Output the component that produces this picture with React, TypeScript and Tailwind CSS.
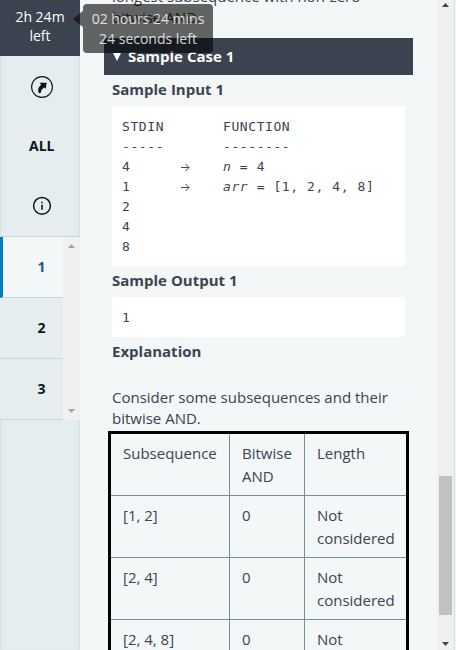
import React from "react";

const rows = [
  ["[1, 2]", "0", "Not considered"],
  ["[2, 4]", "0", "Not considered"],
  ["[2, 4, 8]", "0", "Not considered"],
];

const mono = "font-['DejaVu_Sans_Mono',monospace]";

function Line({ left, arrow, right }: { left: string; arrow?: boolean; right?: React.ReactNode }) {
  return (
    <div className="flex h-5 whitespace-pre">
      <span className="w-[59px]">{left}</span>
      <span className="flex w-[42px] items-center">
        {arrow && (
          <svg width="9" height="9" viewBox="0 0 9 9" fill="none" stroke="#454c59">
            <path d="M0 4.5H8M4.5 1L8 4.5L4.5 8" />
          </svg>
        )}
      </span>
      <span>{right}</span>
    </div>
  );
}

function Sidebar() {
  return (
    <aside className="flex w-20 shrink-0 flex-col bg-[#e5edee] text-[#0e141e] shadow-[inset_3px_0_3px_-2px_#d5dfe1,inset_-3px_0_3px_-2px_#d5dfe1]">
      <div className="h-14 bg-[#3b4250] pt-[7px] text-center text-[14px] leading-[19px] text-white">
        2h 24m
        <br />
        left
      </div>
      <div className="flex h-[181px] flex-col items-center border-b border-[#c8d6d9]">
        <div className="mt-5 flex h-[22px] w-full pl-[31px]">
          <svg width="22" height="22" viewBox="0 0 22 22" fill="none">
            <circle cx="11" cy="11" r="10.4" stroke="#0e141e" strokeWidth="1.1" />
            <path d="M8.6 6.8H15.6L14.8 12.8L13.2 11.6C11.2 12.8 10.4 13.8 9.6 17H7.8C6.6 14 7 11.6 10.2 8.8Z" fill="#0e141e" />
          </svg>
        </div>
        <div className="mt-[38px] h-5 w-full pl-[29px] text-[14px] leading-5 font-bold">ALL</div>
        <div className="mt-[40px] w-full pl-[32px]">
          <svg width="20" height="20" viewBox="0 0 20 20" fill="none">
            <circle cx="10" cy="9.8" r="8.4" stroke="#0e141e" strokeWidth="1.5" />
            <path d="M10 8.7V13.7M10 5.8V7.2" stroke="#39434c" strokeWidth="2" />
          </svg>
        </div>
      </div>
      <div className="flex h-[183px] bg-[#e5edee]">
        <div className="flex w-[63px] flex-col text-[14px] leading-5 font-bold">
          <div className="h-[61px] border-b border-l-3 border-b-[#c8d6d9] border-l-[#097bbf] bg-[#f3f7f8] pt-[20px] pl-[34.5px] text-[#1d5884]">1</div>
          <div className="h-[61px] border-b border-[#c8d6d9] pt-[20px] pl-[37.5px]">2</div>
          <div className="h-[61px] border-b border-[#c8d6d9] pt-[20px] pl-[37.5px]">3</div>
        </div>
        <div className="flex w-[17px] flex-col items-center justify-between bg-[#f0f0f0] py-[7px]">
          <svg width="7" height="4" viewBox="0 0 7 4"><path d="M0 4L3.5 0L7 4Z" fill="#a3a3a3" /></svg>
          <svg width="7" height="4" viewBox="0 0 7 4"><path d="M0 0L3.5 4L7 0Z" fill="#a3a3a3" /></svg>
        </div>
      </div>
    </aside>
  );
}

export default function App() {
  return (
    <div className="relative flex h-[650px] w-[456px] overflow-hidden bg-[#f3f7f8] font-['Open_Sans','Noto_Sans',sans-serif] text-[15px] text-[#3d4350]">
      <Sidebar />
      <main className="h-[650px] w-[357px] shrink-0 overflow-hidden pl-6">
        <div className="-mt-[14px] h-[52px] pl-2 leading-[21px]">
          longest subsequence with non-zero
          <br />
          bitwise AND.
        </div>
        <div className="flex h-[37px] w-[309px] items-center bg-[#3b4250] pl-[9px] text-[15px] font-bold text-white">
          <svg width="8" height="8" viewBox="0 0 8 8" className="mr-[7px]"><path d="M0 0H8L4 8Z" fill="white" /></svg>
          Sample Case 1
        </div>
        <div className="w-[301px] pl-2">
          <h3 className="h-[31px] pt-[4px] text-[15px] leading-[21px] font-bold">Sample Input 1</h3>
          <div className={`h-[160px] rounded-[2px] bg-white px-[10px] pt-[11px] text-[13px] leading-5 tracking-[0.58px] ${mono}`}>
            <Line left="STDIN" right="FUNCTION" />
            <Line left="-----" right="--------" />
            <Line left="4" arrow right={<><i>n</i> = 4</>} />
            <Line left="1" arrow right={<><i>arr</i> = [1, 2, 4, 8]</>} />
            <Line left="2" />
            <Line left="4" />
            <Line left="8" />
          </div>
          <h3 className="h-[31px] pt-[4px] leading-[21px] font-bold">Sample Output 1</h3>
          <div className={`h-[40px] rounded-[2px] bg-white px-[10px] pt-[11px] text-[13px] leading-5 tracking-[0.58px] ${mono}`}>1</div>
          <h3 className="h-[50px] pt-[4px] leading-[21px] font-bold">Explanation</h3>
          <p className="h-[44px] whitespace-nowrap leading-[21px]">
            Consider some subsequences and their
            <br />
            bitwise AND.
          </p>
        </div>
        <div className="ml-1 w-[301px] border-3 border-black leading-[23px]">
          <div className="grid h-[62px] grid-cols-[119px_75px_101px] border-b border-[#738f93]">
            <div className="border-r border-[#738f93] px-3 pt-2">Subsequence</div>
            <div className="border-r border-[#738f93] px-3 pt-2">Bitwise AND</div>
            <div className="px-3 pt-2">Length</div>
          </div>
          {rows.map((r) => (
            <div key={r[0]} className="grid h-[62px] grid-cols-[119px_75px_101px] border-b border-[#738f93]">
              <div className="border-r border-[#738f93] px-3 pt-2">{r[0]}</div>
              <div className="border-r border-[#738f93] px-3 pt-2">{r[1]}</div>
              <div className="px-3 pt-2">{r[2]}</div>
            </div>
          ))}
        </div>
      </main>
      <div className="flex w-[17px] flex-col items-center bg-[#f0f0f0] pt-[3px]">
        <svg width="7" height="4" viewBox="0 0 7 4"><path d="M0 4L3.5 0L7 4Z" fill="#454545" /></svg>
        <div className="mt-[469px] h-[139px] w-[13px] bg-[#c1c1c1]" />
        <svg className="mt-[27px]" width="7" height="4" viewBox="0 0 7 4"><path d="M0 0L3.5 4L7 0Z" fill="#454545" /></svg>
      </div>
      <div className="w-px bg-[#d6e1e5]" />
      <div className="absolute top-[4px] left-[83px] h-[49px] w-[130px] rounded-[4px] bg-black/60 pt-[5px] text-center text-[14px] leading-5 text-white/80">
        02 hours 24 mins
        <br />
        24 seconds left
        <svg className="absolute top-[7px] -left-[10px]" width="10" height="16" viewBox="0 0 10 16">
          <path d="M7 2L0 8L7 14Z" fill="#1c2027" />
          <path d="M7 2L10 0V16L7 14Z" fill="#616364" />
        </svg>
      </div>
    </div>
  );
}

________________________

Write out the material above once more, exactly as it reads, with no pictures.

Output the component that produces this picture with React, TypeScript and Tailwind CSS.
import React from "react";

const rows = [
  ["[1, 2]", "0", "Not considered"],
  ["[2, 4]", "0", "Not considered"],
  ["[2, 4, 8]", "0", "Not considered"],
];

const mono = "font-['DejaVu_Sans_Mono',monospace]";

function Line({ left, arrow, right }: { left: string; arrow?: boolean; right?: React.ReactNode }) {
  return (
    <div className="flex h-5 whitespace-pre">
      <span className="w-[59px]">{left}</span>
      <span className="flex w-[42px] items-center">
        {arrow && (
          <svg width="9" height="9" viewBox="0 0 9 9" fill="none" stroke="#454c59">
            <path d="M0 4.5H8M4.5 1L8 4.5L4.5 8" />
          </svg>
        )}
      </span>
      <span>{right}</span>
    </div>
  );
}

function Sidebar() {
  return (
    <aside className="flex w-20 shrink-0 flex-col bg-[#e5edee] text-[#0e141e] shadow-[inset_3px_0_3px_-2px_#d5dfe1,inset_-3px_0_3px_-2px_#d5dfe1]">
      <div className="h-14 bg-[#3b4250] pt-[7px] text-center text-[14px] leading-[19px] text-white">
        2h 24m
        <br />
        left
      </div>
      <div className="flex h-[181px] flex-col items-center border-b border-[#c8d6d9]">
        <div className="mt-5 flex h-[22px] w-full pl-[31px]">
          <svg width="22" height="22" viewBox="0 0 22 22" fill="none">
            <circle cx="11" cy="11" r="10.4" stroke="#0e141e" strokeWidth="1.1" />
            <path d="M8.6 6.8H15.6L14.8 12.8L13.2 11.6C11.2 12.8 10.4 13.8 9.6 17H7.8C6.6 14 7 11.6 10.2 8.8Z" fill="#0e141e" />
          </svg>
        </div>
        <div className="mt-[38px] h-5 w-full pl-[29px] text-[14px] leading-5 font-bold">ALL</div>
        <div className="mt-[40px] w-full pl-[32px]">
          <svg width="20" height="20" viewBox="0 0 20 20" fill="none">
            <circle cx="10" cy="9.8" r="8.4" stroke="#0e141e" strokeWidth="1.5" />
            <path d="M10 8.7V13.7M10 5.8V7.2" stroke="#39434c" strokeWidth="2" />
          </svg>
        </div>
      </div>
      <div className="flex h-[183px] bg-[#e5edee]">
        <div className="flex w-[63px] flex-col text-[14px] leading-5 font-bold">
          <div className="h-[61px] border-b border-l-3 border-b-[#c8d6d9] border-l-[#097bbf] bg-[#f3f7f8] pt-[20px] pl-[34.5px] text-[#1d5884]">1</div>
          <div className="h-[61px] border-b border-[#c8d6d9] pt-[20px] pl-[37.5px]">2</div>
          <div className="h-[61px] border-b border-[#c8d6d9] pt-[20px] pl-[37.5px]">3</div>
        </div>
        <div className="flex w-[17px] flex-col items-center justify-between bg-[#f0f0f0] py-[7px]">
          <svg width="7" height="4" viewBox="0 0 7 4"><path d="M0 4L3.5 0L7 4Z" fill="#a3a3a3" /></svg>
          <svg width="7" height="4" viewBox="0 0 7 4"><path d="M0 0L3.5 4L7 0Z" fill="#a3a3a3" /></svg>
        </div>
      </div>
    </aside>
  );
}

export default function App() {
  return (
    <div className="relative flex h-[650px] w-[456px] overflow-hidden bg-[#f3f7f8] font-['Open_Sans','Noto_Sans',sans-serif] text-[15px] text-[#3d4350]">
      <Sidebar />
      <main className="h-[650px] w-[357px] shrink-0 overflow-hidden pl-6">
        <div className="-mt-[14px] h-[52px] pl-2 leading-[21px]">
          longest subsequence with non-zero
          <br />
          bitwise AND.
        </div>
        <div className="flex h-[37px] w-[309px] items-center bg-[#3b4250] pl-[9px] text-[15px] font-bold text-white">
          <svg width="8" height="8" viewBox="0 0 8 8" className="mr-[7px]"><path d="M0 0H8L4 8Z" fill="white" /></svg>
          Sample Case 1
        </div>
        <div className="w-[301px] pl-2">
          <h3 className="h-[31px] pt-[4px] text-[15px] leading-[21px] font-bold">Sample Input 1</h3>
          <div className={`h-[160px] rounded-[2px] bg-white px-[10px] pt-[11px] text-[13px] leading-5 tracking-[0.58px] ${mono}`}>
            <Line left="STDIN" right="FUNCTION" />
            <Line left="-----" right="--------" />
            <Line left="4" arrow right={<><i>n</i> = 4</>} />
            <Line left="1" arrow right={<><i>arr</i> = [1, 2, 4, 8]</>} />
            <Line left="2" />
            <Line left="4" />
            <Line left="8" />
          </div>
          <h3 className="h-[31px] pt-[4px] leading-[21px] font-bold">Sample Output 1</h3>
          <div className={`h-[40px] rounded-[2px] bg-white px-[10px] pt-[11px] text-[13px] leading-5 tracking-[0.58px] ${mono}`}>1</div>
          <h3 className="h-[50px] pt-[4px] leading-[21px] font-bold">Explanation</h3>
          <p className="h-[44px] whitespace-nowrap leading-[21px]">
            Consider some subsequences and their
            <br />
            bitwise AND.
          </p>
        </div>
        <div className="ml-1 w-[301px] border-3 border-black leading-[23px]">
          <div className="grid h-[62px] grid-cols-[119px_75px_101px] border-b border-[#738f93]">
            <div className="border-r border-[#738f93] px-3 pt-2">Subsequence</div>
            <div className="border-r border-[#738f93] px-3 pt-2">Bitwise AND</div>
            <div className="px-3 pt-2">Length</div>
          </div>
          {rows.map((r) => (
            <div key={r[0]} className="grid h-[62px] grid-cols-[119px_75px_101px] border-b border-[#738f93]">
              <div className="border-r border-[#738f93] px-3 pt-2">{r[0]}</div>
              <div className="border-r border-[#738f93] px-3 pt-2">{r[1]}</div>
              <div className="px-3 pt-2">{r[2]}</div>
            </div>
          ))}
        </div>
      </main>
      <div className="flex w-[17px] flex-col items-center bg-[#f0f0f0] pt-[3px]">
        <svg width="7" height="4" viewBox="0 0 7 4"><path d="M0 4L3.5 0L7 4Z" fill="#454545" /></svg>
        <div className="mt-[469px] h-[139px] w-[13px] bg-[#c1c1c1]" />
        <svg className="mt-[27px]" width="7" height="4" viewBox="0 0 7 4"><path d="M0 0L3.5 4L7 0Z" fill="#454545" /></svg>
      </div>
      <div className="w-px bg-[#d6e1e5]" />
      <div className="absolute top-[4px] left-[83px] h-[49px] w-[130px] rounded-[4px] bg-black/60 pt-[5px] text-center text-[14px] leading-5 text-white/80">
        02 hours 24 mins
        <br />
        24 seconds left
        <svg className="absolute top-[7px] -left-[10px]" width="10" height="16" viewBox="0 0 10 16">
          <path d="M7 2L0 8L7 14Z" fill="#1c2027" />
          <path d="M7 2L10 0V16L7 14Z" fill="#616364" />
        </svg>
      </div>
    </div>
  );
}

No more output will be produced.